## Directions for this task
Note each line of the listing that contains the string "React", and copy it.

## Material
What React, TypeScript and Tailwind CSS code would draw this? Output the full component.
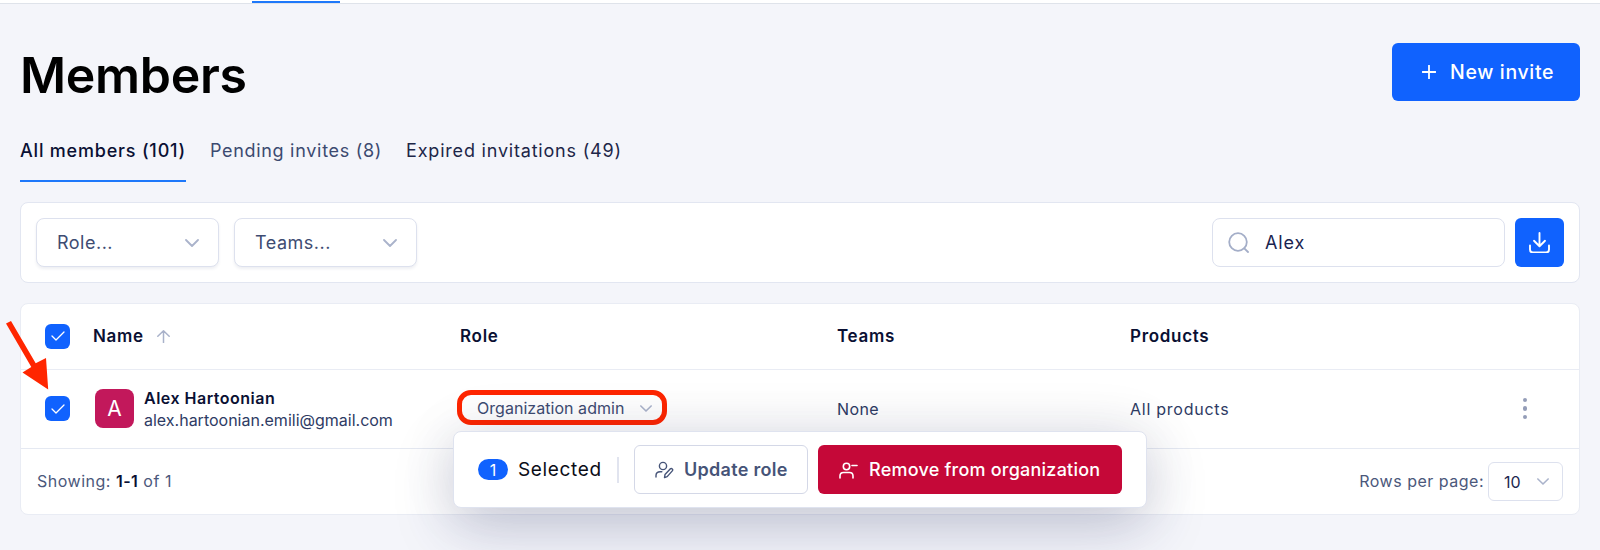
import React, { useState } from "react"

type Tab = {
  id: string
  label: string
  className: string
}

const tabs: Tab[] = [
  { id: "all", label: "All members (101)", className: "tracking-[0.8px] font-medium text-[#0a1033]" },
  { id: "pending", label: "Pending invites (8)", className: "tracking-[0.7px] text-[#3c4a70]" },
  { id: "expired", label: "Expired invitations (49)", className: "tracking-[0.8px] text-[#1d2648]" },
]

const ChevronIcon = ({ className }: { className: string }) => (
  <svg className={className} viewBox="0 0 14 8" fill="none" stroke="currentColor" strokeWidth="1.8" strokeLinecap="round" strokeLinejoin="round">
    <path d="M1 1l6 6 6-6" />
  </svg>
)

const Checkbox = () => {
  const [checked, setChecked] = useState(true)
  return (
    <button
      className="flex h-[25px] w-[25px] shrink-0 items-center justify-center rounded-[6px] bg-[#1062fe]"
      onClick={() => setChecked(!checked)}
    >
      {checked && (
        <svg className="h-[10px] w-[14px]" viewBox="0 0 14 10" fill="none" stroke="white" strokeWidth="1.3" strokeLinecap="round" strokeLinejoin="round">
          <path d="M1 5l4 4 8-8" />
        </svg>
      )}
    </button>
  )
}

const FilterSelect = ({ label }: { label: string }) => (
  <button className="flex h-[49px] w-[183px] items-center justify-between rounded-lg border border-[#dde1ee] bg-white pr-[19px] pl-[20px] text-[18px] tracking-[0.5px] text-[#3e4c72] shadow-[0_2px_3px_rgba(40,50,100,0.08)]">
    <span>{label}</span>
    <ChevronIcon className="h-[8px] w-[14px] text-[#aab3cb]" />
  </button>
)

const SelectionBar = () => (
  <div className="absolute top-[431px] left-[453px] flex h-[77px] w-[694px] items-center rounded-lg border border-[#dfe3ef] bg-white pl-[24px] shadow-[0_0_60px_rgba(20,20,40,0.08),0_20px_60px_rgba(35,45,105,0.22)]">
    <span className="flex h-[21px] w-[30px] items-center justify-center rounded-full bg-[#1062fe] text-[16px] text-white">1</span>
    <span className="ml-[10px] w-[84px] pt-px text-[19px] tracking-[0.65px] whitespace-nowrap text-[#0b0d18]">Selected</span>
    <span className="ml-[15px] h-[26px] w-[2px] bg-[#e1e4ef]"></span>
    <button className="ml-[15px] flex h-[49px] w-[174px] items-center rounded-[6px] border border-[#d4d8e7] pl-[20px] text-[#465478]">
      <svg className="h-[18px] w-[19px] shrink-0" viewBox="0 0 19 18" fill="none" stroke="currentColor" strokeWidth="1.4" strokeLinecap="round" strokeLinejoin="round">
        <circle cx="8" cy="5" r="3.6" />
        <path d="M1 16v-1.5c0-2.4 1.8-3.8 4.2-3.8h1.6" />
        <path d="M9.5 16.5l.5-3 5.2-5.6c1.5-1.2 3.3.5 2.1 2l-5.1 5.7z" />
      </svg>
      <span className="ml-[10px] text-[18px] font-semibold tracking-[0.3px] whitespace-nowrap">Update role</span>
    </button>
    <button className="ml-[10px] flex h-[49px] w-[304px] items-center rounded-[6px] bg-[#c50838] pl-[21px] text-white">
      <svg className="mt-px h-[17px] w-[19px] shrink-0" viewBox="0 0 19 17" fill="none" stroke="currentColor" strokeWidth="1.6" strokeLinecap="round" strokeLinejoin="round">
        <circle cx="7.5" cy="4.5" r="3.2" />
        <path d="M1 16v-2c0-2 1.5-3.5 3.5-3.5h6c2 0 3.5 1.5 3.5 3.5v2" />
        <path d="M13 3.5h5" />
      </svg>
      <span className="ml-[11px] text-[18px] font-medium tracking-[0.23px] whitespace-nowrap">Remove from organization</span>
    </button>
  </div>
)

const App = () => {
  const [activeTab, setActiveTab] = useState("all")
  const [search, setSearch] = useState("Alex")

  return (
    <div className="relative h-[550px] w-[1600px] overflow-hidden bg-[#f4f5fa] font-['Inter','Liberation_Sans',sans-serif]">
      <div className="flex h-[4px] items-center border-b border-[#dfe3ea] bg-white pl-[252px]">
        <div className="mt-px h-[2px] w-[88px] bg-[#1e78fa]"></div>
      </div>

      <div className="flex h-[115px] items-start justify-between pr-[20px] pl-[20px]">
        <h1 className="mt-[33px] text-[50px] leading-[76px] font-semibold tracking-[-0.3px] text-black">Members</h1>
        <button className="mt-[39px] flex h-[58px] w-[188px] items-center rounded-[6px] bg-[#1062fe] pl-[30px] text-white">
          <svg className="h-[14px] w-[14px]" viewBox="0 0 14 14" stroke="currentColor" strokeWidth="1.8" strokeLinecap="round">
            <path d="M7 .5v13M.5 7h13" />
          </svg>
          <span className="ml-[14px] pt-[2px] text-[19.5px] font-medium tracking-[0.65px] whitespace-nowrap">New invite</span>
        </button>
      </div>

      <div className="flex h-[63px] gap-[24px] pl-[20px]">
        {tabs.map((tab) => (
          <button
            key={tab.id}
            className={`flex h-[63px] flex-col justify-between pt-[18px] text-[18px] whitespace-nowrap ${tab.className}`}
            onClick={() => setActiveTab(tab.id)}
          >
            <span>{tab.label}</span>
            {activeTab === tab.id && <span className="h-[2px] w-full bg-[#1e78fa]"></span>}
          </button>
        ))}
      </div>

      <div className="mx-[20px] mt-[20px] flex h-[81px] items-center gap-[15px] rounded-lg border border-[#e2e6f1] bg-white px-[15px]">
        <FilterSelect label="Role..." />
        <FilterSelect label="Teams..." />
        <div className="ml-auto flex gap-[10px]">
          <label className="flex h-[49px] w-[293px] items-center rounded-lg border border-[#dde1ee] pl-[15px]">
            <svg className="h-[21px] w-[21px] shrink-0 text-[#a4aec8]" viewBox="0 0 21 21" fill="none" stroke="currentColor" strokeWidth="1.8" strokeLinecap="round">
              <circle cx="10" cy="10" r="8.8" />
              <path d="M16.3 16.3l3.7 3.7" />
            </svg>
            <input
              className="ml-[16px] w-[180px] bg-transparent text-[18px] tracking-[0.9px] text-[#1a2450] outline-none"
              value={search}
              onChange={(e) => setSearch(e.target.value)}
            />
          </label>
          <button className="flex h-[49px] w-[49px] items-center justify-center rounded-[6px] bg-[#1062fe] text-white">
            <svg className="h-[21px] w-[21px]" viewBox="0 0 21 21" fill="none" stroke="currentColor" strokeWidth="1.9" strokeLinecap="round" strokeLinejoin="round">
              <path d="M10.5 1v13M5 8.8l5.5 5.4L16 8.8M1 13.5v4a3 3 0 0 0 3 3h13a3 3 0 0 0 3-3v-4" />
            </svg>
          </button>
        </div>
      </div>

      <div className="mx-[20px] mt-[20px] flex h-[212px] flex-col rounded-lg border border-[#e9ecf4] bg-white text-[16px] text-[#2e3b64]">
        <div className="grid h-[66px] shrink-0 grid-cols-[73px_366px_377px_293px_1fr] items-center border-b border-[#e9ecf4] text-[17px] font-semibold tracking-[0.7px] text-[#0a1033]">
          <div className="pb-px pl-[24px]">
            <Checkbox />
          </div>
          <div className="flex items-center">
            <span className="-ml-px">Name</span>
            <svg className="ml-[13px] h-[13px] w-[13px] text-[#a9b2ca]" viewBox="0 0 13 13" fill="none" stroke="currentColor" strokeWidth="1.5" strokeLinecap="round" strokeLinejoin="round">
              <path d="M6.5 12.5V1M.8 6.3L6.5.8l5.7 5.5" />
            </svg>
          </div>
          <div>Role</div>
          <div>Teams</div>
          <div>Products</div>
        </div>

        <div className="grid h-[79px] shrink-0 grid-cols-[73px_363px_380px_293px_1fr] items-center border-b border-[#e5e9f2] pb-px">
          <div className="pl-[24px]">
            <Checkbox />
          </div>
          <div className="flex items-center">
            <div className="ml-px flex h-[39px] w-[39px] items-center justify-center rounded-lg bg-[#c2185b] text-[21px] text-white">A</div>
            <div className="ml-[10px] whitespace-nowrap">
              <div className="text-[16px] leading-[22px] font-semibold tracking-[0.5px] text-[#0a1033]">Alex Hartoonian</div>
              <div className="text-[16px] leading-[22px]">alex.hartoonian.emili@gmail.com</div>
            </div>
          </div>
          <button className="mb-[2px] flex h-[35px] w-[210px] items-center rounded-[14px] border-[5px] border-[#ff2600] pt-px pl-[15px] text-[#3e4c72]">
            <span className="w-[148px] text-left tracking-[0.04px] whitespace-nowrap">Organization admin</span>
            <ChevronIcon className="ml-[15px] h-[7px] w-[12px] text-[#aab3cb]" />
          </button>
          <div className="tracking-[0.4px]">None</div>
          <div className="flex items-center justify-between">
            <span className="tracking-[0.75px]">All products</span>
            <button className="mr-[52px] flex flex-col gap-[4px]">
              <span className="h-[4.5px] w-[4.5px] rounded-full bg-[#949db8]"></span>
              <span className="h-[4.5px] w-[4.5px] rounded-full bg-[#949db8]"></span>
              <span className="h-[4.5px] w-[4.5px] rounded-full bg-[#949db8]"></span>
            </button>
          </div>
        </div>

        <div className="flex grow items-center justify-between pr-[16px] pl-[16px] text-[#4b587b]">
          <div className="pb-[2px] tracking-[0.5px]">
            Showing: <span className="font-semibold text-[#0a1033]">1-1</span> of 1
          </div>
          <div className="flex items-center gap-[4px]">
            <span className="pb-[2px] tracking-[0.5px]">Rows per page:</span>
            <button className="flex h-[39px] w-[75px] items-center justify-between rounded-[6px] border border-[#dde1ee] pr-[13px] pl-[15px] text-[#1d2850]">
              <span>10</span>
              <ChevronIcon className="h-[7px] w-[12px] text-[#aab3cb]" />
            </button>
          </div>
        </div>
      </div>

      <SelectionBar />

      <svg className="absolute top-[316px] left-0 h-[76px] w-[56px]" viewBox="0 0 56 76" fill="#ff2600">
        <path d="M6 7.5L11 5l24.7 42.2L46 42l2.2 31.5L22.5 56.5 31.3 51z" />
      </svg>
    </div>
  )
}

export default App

## Solution to this exercise
What React, TypeScript and Tailwind CSS code would draw this? Output the full component.
import React, { useState } from "react"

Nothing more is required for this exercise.